The concept is originated in 'social sciences (socialogy, anthropology)' to study the relationships on communities. Today it is being used in fraud ring detection, identifying leaders in organizational network,analyzing the relience of computer networks and various other ways. The various casestudies from Orgnet site can give you good idea about the possibilities.

I started thinking about applying SNA for version control history with files and authors as nodes. There is some research going on in this area in universities. References below have few links. Google search with "data mining version control" will give you additional links

With SVNPlot, now I have a way of converting Subversion logs into an SQLite database. Also Python have some excellent libraries for Network analysis. I am using NetworkX for analysis and Matplotlib for visualization. I think such analysis will be useful in
  1. In indentifying the key developers and their specific areas in the project.
  2. Key files (files which are involved in the code changes more frequently than others)
  3. Identify the clusters of related files (across directories and modules)
I think the results will be useful to software development companies as well especially for getting advance warning for problems and especially big projects in indentifying critical developers, planning the technology transfer during movement from people from one project to another etc. I see many exciting possibilities.

The initial results are interesting. I will put up the charts/analysis etc on my site in a few days time.

References and Interesting Articles/Links
  1. Introduction to Social Network Analysis (from orgnet.com)
  2. Casestudies of Social Network Analysis (from Orgnet.com)
  3. Wikipedia page on Social Networks (Check the history of Social Network Analysis)
  4. Social Life of Routers (Computer networks as social networks)
  5. Finding Go-to People and Subject Matter Experts in Organization
  6. Predicting Defects using Network Analysis on Dependency Graphs – ICSE 2008
  7. Mining Software Archives (a special issue of IEEE magazine)

Wednesday, January 14, 2009

SVNPlot - my first opensource project

During the 1 week gap between the two jobs, I finally started an opensource project. The project is called in SVNPlot. It is inspired by the excellent StatSVN Subversion Statistics generation package.

SVNPlot generates graphs similar to StatSVN. The difference is in how the graphs are generated. SVNPlot generates these graphs in two steps. First it converts the Subversion logs into a 'sqlite3' database. Then it uses sql queries to extract the data from the database and then uses excellent Matplotlib plotting library to plot the graphs.

I believe using SQL queries to query the necessary data is resulting great flexibility in data extraction. Also since the sqlite3 is quite fast, it is possible to generate these graphs on demand.
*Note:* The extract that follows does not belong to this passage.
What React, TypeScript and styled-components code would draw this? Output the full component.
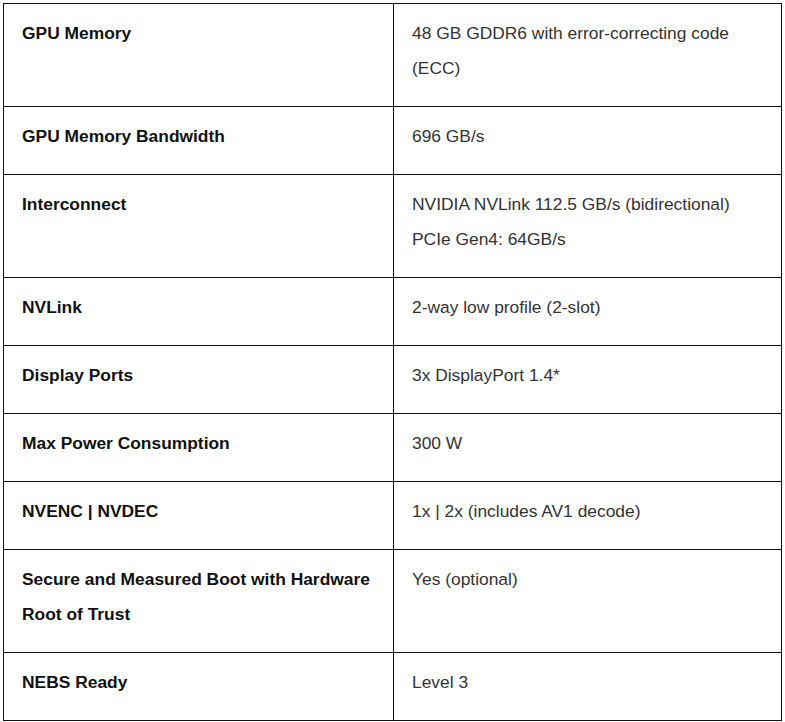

As tribute to python and author of Python-Guido van Rossum, I have generated the graphs for Rietveld project. Check it out here

SVNPlot
is hosted on Google code (http://code.google.com/p/svnplot/) and licensed under New BSD license. For information on installation and usage, check the introduction page here

I am using python to implement SVNPlot. I am a novice to python. Hence any suggestions to improvement are welcome.